First, some communitarians hold that “people are by their very nature parts of a larger whole — society, tribe, humanity, the ethnic group or the community — and so belong to a group the members of which are owed loyalty and solidarity from them.” (68) But as adults, we choose our associates. We are not perpetually beholden to any particular community. The nature of man as a social creature manifests itself in his decisions which specific relationships and friendships to cultivate and which to neglect.
Second, there is the familiar argument that “that one does not deserve one’s assets does not mean that others may take them away. One does not deserve a lot of things that others have no authority to take from one — say, an extra kidney, a good second eye, one’s labor and talents, etc.” (70) However, Machan does not discuss merit or desert in any detail.
Third, under laissez-faire capitalism, rich people earn their fortunes mostly by faithfully serving the consumers and improving the living standards of the masses. “Unlike… many… who have earned and kept earning their wealth through innovation, wheeling and dealing, or other honest means, the bulk of the rich in the past gained it mainly by way of conquest and subjugation. … Getting wealthy honestly is, then, relatively new. It may take a while before we will all consider it as clean and treat poverty as filthy — since very few of the poor will have any excuse for being poor any longer.” (71-2)
Fourth, Robert Nozick had a theory of why intellectuals opposed capitalism:
Only the sense of unrecognized superiority, of entitlement betrayed, produces that animus. …
Schools became the major institution outside of the family to shape the attitudes of young people, and almost all those who later became intellectuals went through schools. There they were successful. They were judged against others and deemed superior. They were praised and rewarded, the teacher’s favorites. How could they fail to see themselves as superior? Daily, they experienced differences in facility with ideas, in quick-wittedness. The schools told them, and showed them, they were better. …

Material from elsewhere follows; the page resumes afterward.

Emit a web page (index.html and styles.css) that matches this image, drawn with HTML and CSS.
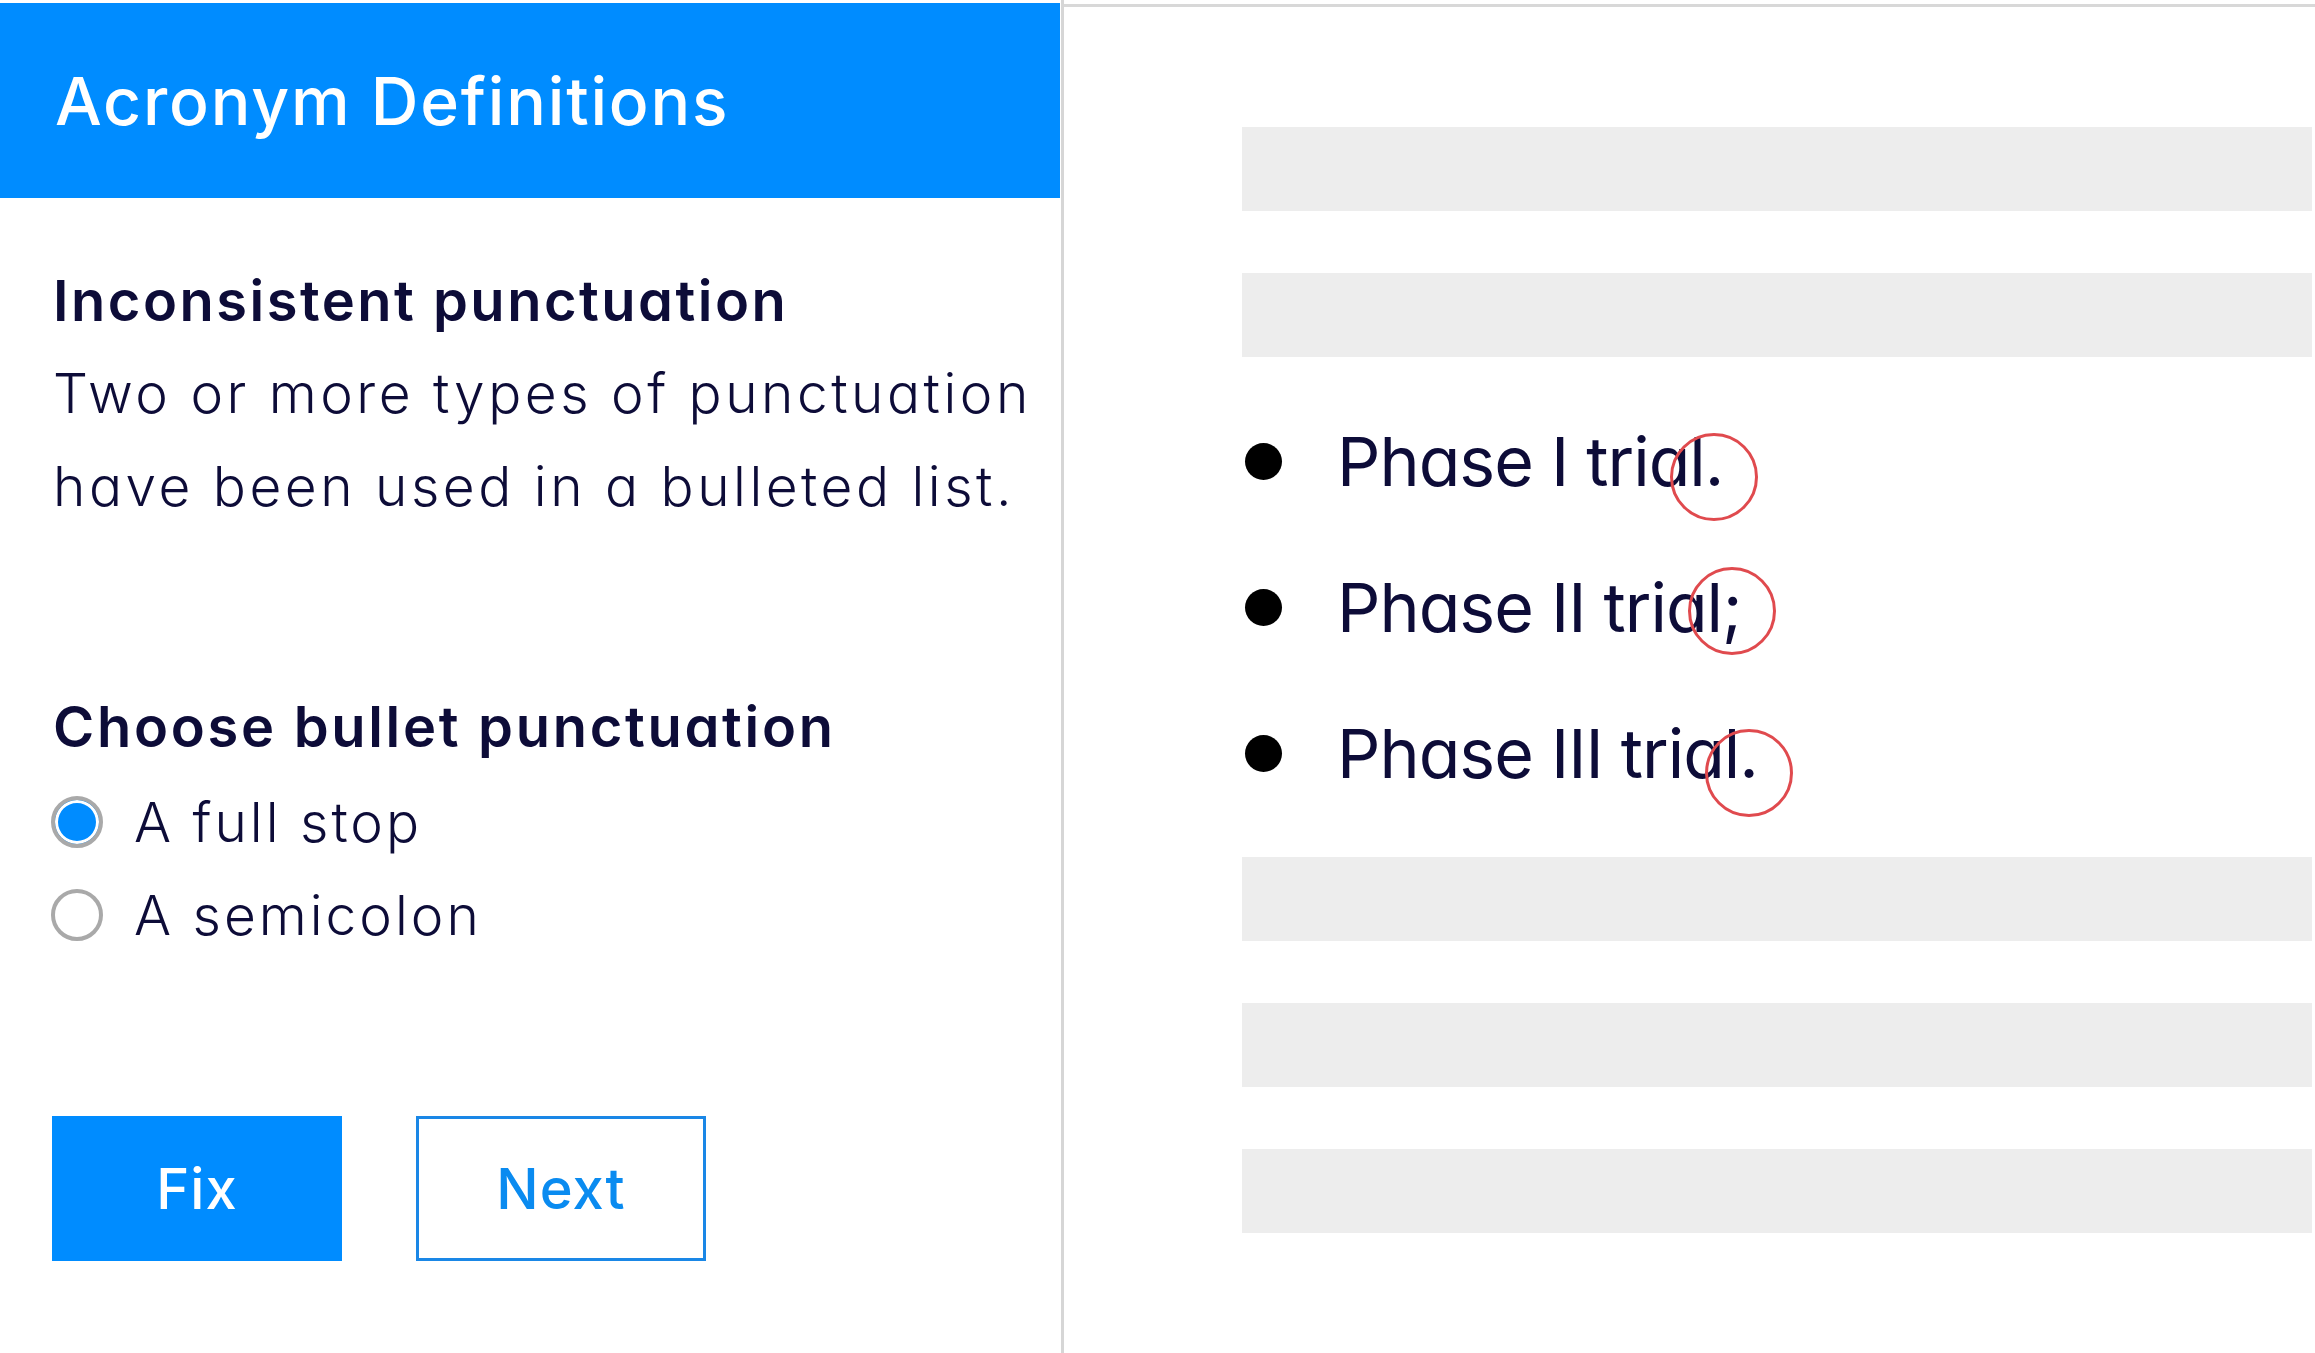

To the intellectually meritorious went the praise, the teacher’s smiles, and the highest grades. In the currency the schools had to offer, the smartest constituted the upper class. Though not part of the official curricula, in the schools the intellectuals learned the lessons of their own greater value in comparison with the others, and of how this greater value entitled them to greater rewards.
The wider market society, however, taught a different lesson. There the greatest rewards did not go to the verbally brightest. There the intellectual skills were not most highly valued. Schooled in the lesson that they were most valuable, the most deserving of reward, the most entitled to reward, how could the intellectuals, by and large, fail to resent the capitalist society which deprived them of the just deserts to which their superiority “entitled” them?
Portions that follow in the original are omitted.